Q. Addition was made u/s 143(3) on two issues whereas appeal filed only for one addition. Whether interest and penalty be waived for both additions.
A. Under Vivad se Vishwas, interest and penalty will be waived only in respect of the issue which is disputed in appeal and for which declaration is filed. Hence, for the undisputed issue, the tax, interest and penalty shall be payable.
Q. Where appeals are withdrawn from the appellate forum, and the declarant is declared to be ineligible under the Vivad se Vishwas by DA at the stage of determination of amount payable under section 5(1) or, amount determined by DA is at variance of amount declared by declarant and declarant is not agreeable to DA’s determination of amount payable, then whether the appeals are automatically reinstated or a separate application needs to be filed for reinstating the appeal before the appellate authorities.
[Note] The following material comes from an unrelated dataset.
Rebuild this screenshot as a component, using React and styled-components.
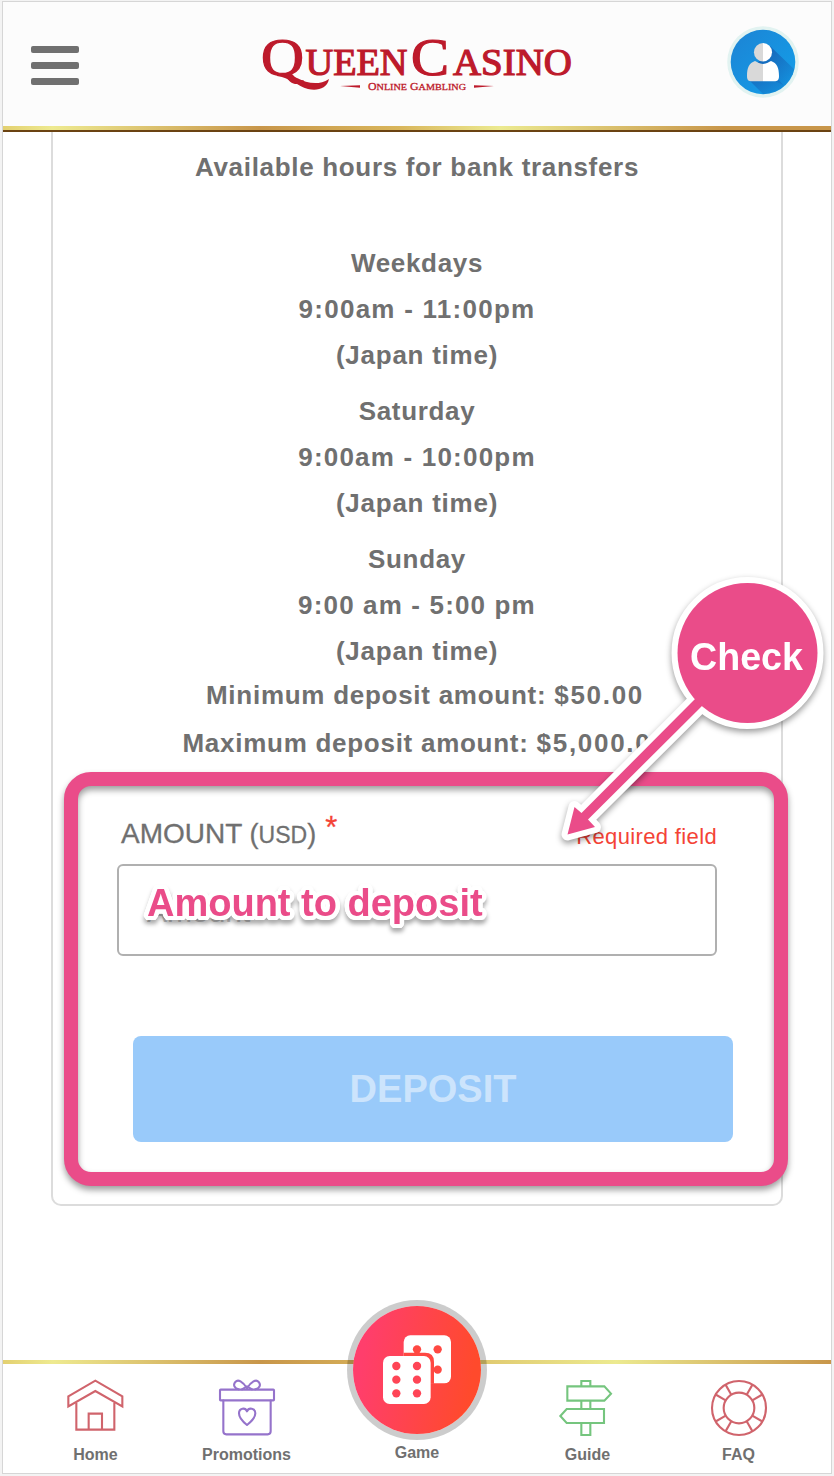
import React from 'react';
import styled, { createGlobalStyle } from 'styled-components';

const GlobalStyle = createGlobalStyle`
  * {
    box-sizing: border-box;
  }
  body {
    margin: 0;
    background: #f3f3f3;
    font-family: 'Liberation Sans', Arial, sans-serif;
    color: #707070;
  }
`;

const Screen = styled.div`
  position: relative;
  width: 830px;
  height: 1473px;
  margin: 1px 2px 2px;
  border: 1px solid #d6d6d6;
  background: #fff;
  display: flex;
  flex-direction: column;
`;

const Header = styled.header`
  flex: none;
  height: 124px;
  padding: 0 32px 4px 28px;
  display: flex;
  align-items: center;
  justify-content: space-between;
  background: #fcfcfc;
`;

const GoldLine = styled.div`
  flex: none;
  height: ${props => (props.$shaded ? 6 : 4)}px;
  border-bottom: ${props => (props.$shaded ? '2px solid #6b4312' : 'none')};
  background: linear-gradient(
    90deg,
    #e3d070 0%,
    #eeea90 6%,
    #c8964a 31%,
    #d9b65c 48%,
    #ecea90 ${props => (props.$shaded ? 60 : 74)}%,
    #c8964a ${props => (props.$shaded ? 87 : 100)}%
  );
`;

const MenuButton = styled.button`
  width: 48px;
  height: 39px;
  margin-top: 7px;
  padding: 0;
  border: 0;
  background: none;
  display: flex;
  flex-direction: column;
  justify-content: space-between;
`;

const MenuBar = styled.span`
  height: 7px;
  border-radius: 2px;
  background: #707070;
`;

const LogoSvg = styled.svg`
  width: 340px;
  height: 80px;
  margin-top: 6px;
  margin-left: 34px;
`;

const AvatarSvg = styled.svg`
  width: 72px;
  height: 72px;
`;

const Card = styled.main`
  flex: none;
  height: 1074px;
  margin: 0 48px;
  padding-top: 12px;
  border: 2px solid #dcdcdc;
  border-top: 0;
  border-radius: 0 0 10px 10px;
`;

const Line = styled.div`
  line-height: ${props => props.$height || 46}px;
  font-size: 26px;
  font-weight: bold;
  letter-spacing: ${props => props.$spacing || 0.68}px;
  text-align: center;
  white-space: nowrap;
`;

const Hours = styled.section`
  margin-top: 50px;
  display: flex;
  flex-direction: column;
  gap: 10px;
`;

const Limits = styled.section`
  margin-top: -3px;
  padding-left: 16px;
`;

const Money = styled.span`
  letter-spacing: 1.7px;
`;

const Form = styled.div`
  padding: 45px 64px 0;
`;

const FieldHead = styled.div`
  height: 52px;
  padding: 0 0 8px 4px;
  display: flex;
  align-items: center;
  justify-content: space-between;
`;

const Label = styled.label`
  display: flex;
  align-items: baseline;
  height: 44px;
  font-size: 28px;
  line-height: 44px;
  white-space: pre;
  -webkit-text-stroke: 0.3px currentColor;
`;

const Currency = styled.span`
  font-size: ${props => props.$size}px;
`;

const Star = styled.span`
  align-self: flex-start;
  margin-left: 9px;
  font-size: 31px;
  line-height: 32px;
  color: #f44336;
`;

const Required = styled.span`
  padding-top: 5px;
  font-size: 22px;
  letter-spacing: 0.36px;
  color: #f44336;
`;

const Input = styled.input`
  display: block;
  width: 100%;
  height: 92px;
  padding: 3px 28px 0;
  border: 2px solid #b0b0b0;
  border-radius: 6px;
  font: 30px 'Liberation Sans', Arial, sans-serif;
  &::placeholder {
    color: #c4c4c4;
    opacity: 1;
  }
`;

const DepositButton = styled.button`
  width: 600px;
  height: 106px;
  margin: 80px 0 0 16px;
  padding: 0;
  border: 0;
  border-radius: 8px;
  background: #99cafa;
  color: #cce4fc;
  font: bold 38px 'Liberation Sans', Arial, sans-serif;
`;

const Footer = styled.footer`
  margin-top: auto;
  height: 113px;
`;

const Tabs = styled.nav`
  display: grid;
  grid-template-columns: 151px 151px 190px 151px 151px;
  justify-content: center;
`;

const Tab = styled.a`
  display: flex;
  flex-direction: column;
  align-items: center;
  gap: ${props => (props.$raised ? 9 : 8)}px;
  margin-top: ${props => (props.$raised ? -58 : 13)}px;
  font-size: 16px;
  font-weight: bold;
  line-height: 20px;
`;

const TabIcon = styled.svg`
  width: 60px;
  height: 60px;
  fill: none;
  stroke: ${props => props.$color};
  stroke-width: 6.3;
`;

const GameCircle = styled.div`
  width: 128px;
  height: 128px;
  border-radius: 50%;
  box-shadow: 0 0 0 6px rgba(0, 0, 0, 0.2);
  background: linear-gradient(100deg, #ff3e6c 12%, #ff4a2c 88%);
`;

// Tutorial callouts that float above the page
const HighlightBox = styled.div`
  position: absolute;
  left: 61px;
  top: 770px;
  width: 724px;
  height: 414px;
  border: 14px solid #ea4c89;
  border-radius: 27px;
  filter: drop-shadow(0 4px 3px rgba(0, 0, 0, 0.38));
  pointer-events: none;
`;

// round white outline, one shadow per 15 degrees
const outline = Array.from({ length: 24 }, (_, i) => {
  const angle = (i * Math.PI) / 12;
  return `${(Math.cos(angle) * 4.4).toFixed(2)}px ${(Math.sin(angle) * 4.4).toFixed(2)}px 0 #fff`;
}).join(', ');

const Note = styled.div`
  position: absolute;
  left: 144px;
  top: 879px;
  font-size: 38px;
  font-weight: bold;
  line-height: 44px;
  white-space: nowrap;
  color: #ea4c89;
  text-shadow: ${outline};
  filter: drop-shadow(0 4px 2px rgba(0, 0, 0, 0.33));
`;

const Callout = styled.svg`
  position: absolute;
  left: 537px;
  top: 568px;
  width: 294px;
  height: 290px;
  overflow: visible;
  filter: drop-shadow(0 3px 3px rgba(0, 0, 0, 0.4));
`;

const Logo = () => (
  <LogoSvg
    viewBox="250 25 340 80"
    fill="#bd1a2b"
    stroke="#bd1a2b"
    fontFamily="'Liberation Serif', 'Times New Roman', serif"
  >
    <g strokeWidth="1.2">
      <text x="261" y="75.3" fontSize="53.5" textLength="43" lengthAdjust="spacingAndGlyphs">Q</text>
      <text x="305.5" y="75.3" fontSize="37.5" textLength="102" lengthAdjust="spacingAndGlyphs">UEEN</text>
      <text x="411" y="75.3" fontSize="53.5" textLength="38" lengthAdjust="spacingAndGlyphs">C</text>
      <text x="453" y="75.3" fontSize="37.5" textLength="119" lengthAdjust="spacingAndGlyphs">ASINO</text>
    </g>
    <path
      stroke="none"
      d="M277 75 C284 73 290 75 297 78 C307 83 318 86 329 79 C327 89 317 91 308 89 C297 86 291 78 277 76 Z"
    />
    <path stroke="none" d="M340 86 L360 85.2 V87.8 Z M494 86 L474 85.2 V87.8 Z" />
    <text x="368" y="90" fontSize="10.5" strokeWidth="0.3" textLength="98" lengthAdjust="spacingAndGlyphs">
      O<tspan fontSize="9">NLINE</tspan> G<tspan fontSize="9">AMBLING</tspan>
    </text>
  </LogoSvg>
);

const Avatar = () => (
  <AvatarSvg viewBox="-36 -36 72 72">
    <defs>
      <linearGradient id="sky" x1="0" y1="0" x2="1" y2="1">
        <stop offset="0" stopColor="#1d83d4" />
        <stop offset="1" stopColor="#12a0ea" />
      </linearGradient>
      <linearGradient id="longShadow" x1="0" y1="0" x2="1" y2="1">
        <stop offset="0.1" stopColor="#1565b8" />
        <stop offset="1" stopColor="#1565b8" stopOpacity="0" />
      </linearGradient>
      <clipPath id="disc">
        <circle r="32.3" />
      </clipPath>
    </defs>
    <circle r="35.8" fill="#e2f3f1" />
    <circle r="32.3" fill="url(#sky)" />
    <g clipPath="url(#disc)" fill="url(#longShadow)">
      <path d="M7 -16 L34 10 V30 L14 20 L-6 2 Z" />
      <path d="M-15 17 L5 37 L30 34 L15 17 Z" opacity="0.7" />
    </g>
    <path d="M0 -19 A9 9.2 0 0 0 0 -0.5 Z" fill="#d9d9d9" />
    <path d="M0 -19 A9 9.2 0 0 1 0 -0.5 Z" fill="#fff" />
    <path d="M0 2 C-4 1.7 -6 0 -8 -1 C-14 1 -16 6 -16 14 C-16 18 -14.5 19.3 -11 19.3 H0 Z" fill="#d9d9d9" />
    <path d="M0 2 C4 1.7 6 0 8 -1 C14 1 16 6 16 14 C16 18 14.5 19.3 11 19.3 H0 Z" fill="#fff" />
  </AvatarSvg>
);

const HomeIcon = () => (
  <TabIcon $color="#d0646c" viewBox="77 81 180 180">
    <path d="M84 139 L165 92 L246 139 V169 L165 123 L84 169 Z" />
    <path d="M108 158 V239 H222 V158 M145 239 V191 H185 V239" />
  </TabIcon>
);

const PromoIcon = () => (
  <TabIcon $color="#9573cb" viewBox="531 81 180 180" strokeLinejoin="round" strokeLinecap="round">
    <rect x="540" y="119" width="162" height="32" rx="2" />
    <path d="M550 152 V244 Q550 253 559 253 H683 Q692 253 692 244 V152" />
    <path d="M621 115 C608 94 594 87 586 96 C578 105 584 116 596 118 M621 115 C634 94 648 87 656 96 C664 105 658 116 646 118 M606 118 L621 109 L636 118" />
    <path d="M621 225 C608 215 597 204 597 190 C597 174 616 171 621 184 C626 171 646 174 646 190 C646 204 634 215 621 225 Z" />
  </TabIcon>
);

const GuideIcon = () => (
  <TabIcon $color="#75c57e" viewBox="54 81 180 180">
    <path d="M82 109 H193 L213 131 L193 152 H82 Z" />
    <path d="M192 177 V219 H80 L61 198 L80 177 Z" />
    <path d="M124 109 V93 H151 V109 M124 152 V177 M151 152 V177 M124 219 V255 H151 V219" />
  </TabIcon>
);

const FaqIcon = () => (
  <TabIcon $color="#d0646c" viewBox="507 81 180 180">
    <circle cx="597" cy="174" r="81" />
    <circle cx="597" cy="174" r="46" />
    {[30, 60, 120, 150, 210, 240, 300, 330].map(angle => (
      <path key={angle} d="M643 174 H678" transform={`rotate(${angle} 597 174)`} />
    ))}
  </TabIcon>
);

const Dice = () => (
  <svg width="128" height="128" viewBox="54 48 384 384">
    <rect x="206" y="136" width="142" height="144" rx="20" fill="#fff" />
    <g fill="#ff4842">
      <circle cx="246" cy="178" r="12.5" />
      <circle cx="308" cy="178" r="12.5" />
      <circle cx="308" cy="239" r="12.5" />
      <path d="M206 188 H270 Q297 188 297 215 V281 H206 Z" />
    </g>
    <rect x="144" y="198" width="143" height="144" rx="20" fill="#fff" />
    <g fill="#ff4556">
      {[228, 269, 310].map(y => (
        <React.Fragment key={y}>
          <circle cx="184" cy={y} r="12.5" />
          <circle cx="246" cy={y} r="12.5" />
        </React.Fragment>
      ))}
    </g>
  </svg>
);

const hours = [
  { day: 'Weekdays', time: '9:00am - 11:00pm', spacing: 1.25 },
  { day: 'Saturday', time: '9:00am - 10:00pm', spacing: 1.2 },
  { day: 'Sunday', time: '9:00 am - 5:00 pm', spacing: 1.15 },
];

const App = () => (
  <>
    <GlobalStyle />
    <Screen>
      <Header>
        <MenuButton aria-label="Menu">
          <MenuBar />
          <MenuBar />
          <MenuBar />
        </MenuButton>
        <Logo />
        <Avatar />
      </Header>
      <GoldLine $shaded />
      <Card>
        <Line>Available hours for bank transfers</Line>
        <Hours>
          {hours.map(item => (
            <div key={item.day}>
              <Line>{item.day}</Line>
              <Line $spacing={item.spacing}>{item.time}</Line>
              <Line $spacing={0.75}>(Japan time)</Line>
            </div>
          ))}
        </Hours>
        <Limits>
          <Line $height={48} $spacing={0.73}>
            Minimum deposit amount: <Money>$50.00</Money>
          </Line>
          <Line $height={48} $spacing={0.73}>
            Maximum deposit amount: <Money>$5,000.00</Money>
          </Line>
        </Limits>
        <Form>
          <FieldHead>
            <Label htmlFor="amount">
              AMOUNT <Currency $size={27}>(</Currency>
              <Currency $size={23}>USD</Currency>
              <Currency $size={27}>)</Currency>
              <Star>*</Star>
            </Label>
            <Required>Required field</Required>
          </FieldHead>
          <Input id="amount" placeholder="Amount" />
          <DepositButton>DEPOSIT</DepositButton>
        </Form>
      </Card>
      <Footer>
        <GoldLine />
        <Tabs>
          <Tab>
            <HomeIcon />
            Home
          </Tab>
          <Tab>
            <PromoIcon />
            Promotions
          </Tab>
          <Tab $raised>
            <GameCircle>
              <Dice />
            </GameCircle>
            Game
          </Tab>
          <Tab>
            <GuideIcon />
            Guide
          </Tab>
          <Tab>
            <FaqIcon />
            FAQ
          </Tab>
        </Tabs>
      </Footer>
      <HighlightBox />
      <Note>Amount to deposit</Note>
      <Callout viewBox="540 570 294 290">
        <g fill="#fff" stroke="#fff" strokeWidth="12" strokeLinejoin="round">
          <circle cx="747.5" cy="653" r="70" />
          <path d="M567.5 834.5 L574.5 807 L581.5 813 L697 697 L704 704 L588 819.5 L595 827 Z" />
        </g>
        <g fill="#ea4c89">
          <circle cx="747.5" cy="653" r="70" />
          <path d="M567.5 834.5 L574.5 807 L581.5 813 L697 697 L704 704 L588 819.5 L595 827 Z" />
        </g>
        <text
          x="690"
          y="670"
          fill="#fff"
          fontSize="38"
          fontWeight="bold"
          textLength="113"
          lengthAdjust="spacingAndGlyphs"
        >
          Check
        </text>
      </Callout>
    </Screen>
  </>
);

export default App;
A. Under the amended procedure no appeal is required to be withdrawn before the grant of certificate by DA. After the grant of certificate by DA under clause 5, the appellant is required to withdraw appeal or writ or special leave petition pending before the appellant forum and submit proof of withdrawal with intimation of payment to the DA as per the same clause. Where assessee has made request for withdrawal and such request is under process, proof of request made shall be enclosed.
Similarly in case of arbitration, conciliation or mediation, proof of withdrawal of arbitration/conciliation/mediation is to be enclosed along with intimation of payment to the DA.